- Your instructions -
Out of all the lines below, count those with the word "styles". Give the number only.

- Data section -

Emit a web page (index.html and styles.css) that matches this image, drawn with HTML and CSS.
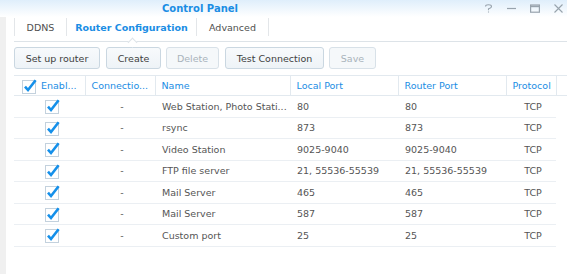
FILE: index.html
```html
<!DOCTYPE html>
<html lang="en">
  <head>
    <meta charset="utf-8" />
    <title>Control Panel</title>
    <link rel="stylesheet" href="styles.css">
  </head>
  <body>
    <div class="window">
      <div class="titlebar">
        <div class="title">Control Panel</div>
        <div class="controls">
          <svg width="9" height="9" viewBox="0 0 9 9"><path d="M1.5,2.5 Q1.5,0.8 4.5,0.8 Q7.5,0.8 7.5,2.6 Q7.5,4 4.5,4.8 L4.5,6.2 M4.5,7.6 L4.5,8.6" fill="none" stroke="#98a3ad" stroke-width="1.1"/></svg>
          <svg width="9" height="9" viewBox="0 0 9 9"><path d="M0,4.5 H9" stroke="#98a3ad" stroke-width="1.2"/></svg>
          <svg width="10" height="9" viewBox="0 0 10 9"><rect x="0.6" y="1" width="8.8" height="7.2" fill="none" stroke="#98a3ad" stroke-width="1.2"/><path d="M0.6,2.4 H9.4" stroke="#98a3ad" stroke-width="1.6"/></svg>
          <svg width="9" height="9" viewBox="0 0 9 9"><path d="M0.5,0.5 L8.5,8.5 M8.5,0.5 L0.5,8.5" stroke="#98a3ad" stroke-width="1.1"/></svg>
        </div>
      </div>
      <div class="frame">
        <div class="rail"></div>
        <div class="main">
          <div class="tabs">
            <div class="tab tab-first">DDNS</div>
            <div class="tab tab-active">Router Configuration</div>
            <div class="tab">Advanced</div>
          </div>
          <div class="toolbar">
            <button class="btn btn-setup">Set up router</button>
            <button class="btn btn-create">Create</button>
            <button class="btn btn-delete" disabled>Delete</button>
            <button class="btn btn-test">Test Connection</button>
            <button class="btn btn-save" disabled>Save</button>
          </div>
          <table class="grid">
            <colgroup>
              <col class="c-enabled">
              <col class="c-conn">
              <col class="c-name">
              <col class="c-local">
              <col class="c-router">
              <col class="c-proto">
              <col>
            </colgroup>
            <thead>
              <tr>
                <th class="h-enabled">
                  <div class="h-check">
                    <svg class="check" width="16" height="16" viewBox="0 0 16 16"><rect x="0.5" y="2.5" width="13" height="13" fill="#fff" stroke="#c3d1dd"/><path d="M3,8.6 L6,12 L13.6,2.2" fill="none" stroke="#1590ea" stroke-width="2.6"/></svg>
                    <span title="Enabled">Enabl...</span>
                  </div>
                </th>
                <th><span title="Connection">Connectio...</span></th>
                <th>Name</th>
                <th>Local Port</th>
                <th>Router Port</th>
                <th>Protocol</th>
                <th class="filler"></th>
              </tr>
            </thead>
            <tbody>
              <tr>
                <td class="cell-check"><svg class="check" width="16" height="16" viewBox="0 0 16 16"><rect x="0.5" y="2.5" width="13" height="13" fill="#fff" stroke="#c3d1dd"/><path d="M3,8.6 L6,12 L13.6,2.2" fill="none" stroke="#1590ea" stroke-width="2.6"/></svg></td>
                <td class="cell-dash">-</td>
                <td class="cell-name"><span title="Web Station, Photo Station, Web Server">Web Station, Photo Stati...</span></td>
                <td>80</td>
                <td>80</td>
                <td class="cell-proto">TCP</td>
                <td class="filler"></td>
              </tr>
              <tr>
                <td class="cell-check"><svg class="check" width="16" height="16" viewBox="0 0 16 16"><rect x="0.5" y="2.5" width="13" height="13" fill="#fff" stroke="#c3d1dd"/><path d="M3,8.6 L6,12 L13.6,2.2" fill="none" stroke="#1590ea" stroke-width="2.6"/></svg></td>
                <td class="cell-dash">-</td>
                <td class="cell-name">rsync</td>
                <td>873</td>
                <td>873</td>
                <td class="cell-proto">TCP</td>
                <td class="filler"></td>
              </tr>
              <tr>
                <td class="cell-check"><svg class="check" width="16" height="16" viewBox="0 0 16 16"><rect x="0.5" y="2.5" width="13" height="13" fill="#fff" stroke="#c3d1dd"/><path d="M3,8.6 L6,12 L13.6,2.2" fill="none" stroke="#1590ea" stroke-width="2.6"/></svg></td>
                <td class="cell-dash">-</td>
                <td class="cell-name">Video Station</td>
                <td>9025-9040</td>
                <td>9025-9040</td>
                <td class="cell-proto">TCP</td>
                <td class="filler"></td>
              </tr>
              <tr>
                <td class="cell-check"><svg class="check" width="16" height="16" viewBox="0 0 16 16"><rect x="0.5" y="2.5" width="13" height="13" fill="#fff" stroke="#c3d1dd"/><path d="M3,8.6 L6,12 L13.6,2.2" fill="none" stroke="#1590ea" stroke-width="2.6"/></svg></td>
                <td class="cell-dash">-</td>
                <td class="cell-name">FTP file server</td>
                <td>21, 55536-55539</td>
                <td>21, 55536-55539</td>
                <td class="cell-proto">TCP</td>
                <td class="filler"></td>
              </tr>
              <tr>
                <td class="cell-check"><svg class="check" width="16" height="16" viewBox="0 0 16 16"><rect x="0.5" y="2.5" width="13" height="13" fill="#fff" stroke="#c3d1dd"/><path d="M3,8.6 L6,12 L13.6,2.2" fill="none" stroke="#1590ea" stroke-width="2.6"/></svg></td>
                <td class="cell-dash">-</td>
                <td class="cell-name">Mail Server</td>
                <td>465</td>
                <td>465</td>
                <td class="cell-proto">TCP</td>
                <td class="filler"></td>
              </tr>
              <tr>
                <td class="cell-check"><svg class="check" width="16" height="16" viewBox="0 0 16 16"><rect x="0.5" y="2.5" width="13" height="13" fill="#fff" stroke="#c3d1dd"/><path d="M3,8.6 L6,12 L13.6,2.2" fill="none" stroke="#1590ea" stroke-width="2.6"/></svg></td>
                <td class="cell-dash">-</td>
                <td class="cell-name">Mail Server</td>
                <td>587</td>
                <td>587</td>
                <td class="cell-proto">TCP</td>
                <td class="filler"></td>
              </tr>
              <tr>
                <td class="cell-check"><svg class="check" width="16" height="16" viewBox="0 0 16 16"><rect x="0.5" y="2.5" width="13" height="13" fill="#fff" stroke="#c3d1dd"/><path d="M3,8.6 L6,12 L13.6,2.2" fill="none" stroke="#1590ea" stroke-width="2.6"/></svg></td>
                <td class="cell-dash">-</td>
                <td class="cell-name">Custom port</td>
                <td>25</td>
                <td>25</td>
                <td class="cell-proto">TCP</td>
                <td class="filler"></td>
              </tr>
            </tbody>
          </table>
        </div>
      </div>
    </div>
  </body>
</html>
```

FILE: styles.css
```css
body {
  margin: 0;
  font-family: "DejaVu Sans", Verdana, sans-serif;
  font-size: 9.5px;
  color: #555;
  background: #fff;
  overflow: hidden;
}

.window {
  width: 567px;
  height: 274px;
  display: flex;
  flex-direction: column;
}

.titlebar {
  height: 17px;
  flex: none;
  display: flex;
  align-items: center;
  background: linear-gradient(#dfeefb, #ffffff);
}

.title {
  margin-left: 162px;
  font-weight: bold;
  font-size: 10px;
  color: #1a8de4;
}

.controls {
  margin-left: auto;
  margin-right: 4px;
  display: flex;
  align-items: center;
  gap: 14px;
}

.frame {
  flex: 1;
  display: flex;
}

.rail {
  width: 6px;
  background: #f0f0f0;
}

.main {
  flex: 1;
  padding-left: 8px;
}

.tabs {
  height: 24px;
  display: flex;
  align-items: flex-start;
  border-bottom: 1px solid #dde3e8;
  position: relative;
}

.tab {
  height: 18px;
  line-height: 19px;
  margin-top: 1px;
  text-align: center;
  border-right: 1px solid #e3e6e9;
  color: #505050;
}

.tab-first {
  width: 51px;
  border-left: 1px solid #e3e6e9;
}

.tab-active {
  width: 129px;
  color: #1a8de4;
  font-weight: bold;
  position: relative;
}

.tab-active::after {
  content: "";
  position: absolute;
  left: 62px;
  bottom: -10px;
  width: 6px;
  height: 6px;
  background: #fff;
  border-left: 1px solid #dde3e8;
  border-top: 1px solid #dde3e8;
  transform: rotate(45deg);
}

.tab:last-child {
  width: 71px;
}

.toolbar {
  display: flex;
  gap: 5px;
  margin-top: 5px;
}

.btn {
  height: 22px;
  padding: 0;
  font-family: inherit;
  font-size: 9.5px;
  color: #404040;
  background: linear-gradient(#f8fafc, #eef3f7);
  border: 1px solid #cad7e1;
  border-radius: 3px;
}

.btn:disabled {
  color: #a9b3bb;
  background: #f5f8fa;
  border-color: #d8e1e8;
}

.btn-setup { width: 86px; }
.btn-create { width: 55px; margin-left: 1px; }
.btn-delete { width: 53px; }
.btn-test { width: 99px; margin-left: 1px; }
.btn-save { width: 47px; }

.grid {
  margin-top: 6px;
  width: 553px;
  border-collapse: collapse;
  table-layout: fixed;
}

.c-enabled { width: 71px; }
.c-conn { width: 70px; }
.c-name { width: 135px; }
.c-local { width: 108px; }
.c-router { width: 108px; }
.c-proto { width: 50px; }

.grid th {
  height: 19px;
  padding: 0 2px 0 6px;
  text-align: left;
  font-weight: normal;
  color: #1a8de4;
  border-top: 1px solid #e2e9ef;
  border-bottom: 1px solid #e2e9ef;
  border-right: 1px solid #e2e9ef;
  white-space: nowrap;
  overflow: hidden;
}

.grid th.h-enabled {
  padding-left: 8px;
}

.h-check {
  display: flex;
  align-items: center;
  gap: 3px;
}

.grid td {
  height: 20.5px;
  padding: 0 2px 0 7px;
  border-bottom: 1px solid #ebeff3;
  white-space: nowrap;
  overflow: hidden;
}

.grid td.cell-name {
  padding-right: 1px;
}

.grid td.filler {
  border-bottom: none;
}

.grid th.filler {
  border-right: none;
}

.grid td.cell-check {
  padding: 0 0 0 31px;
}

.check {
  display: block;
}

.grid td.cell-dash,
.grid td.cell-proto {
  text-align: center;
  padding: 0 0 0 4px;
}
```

- Reply to the task -
3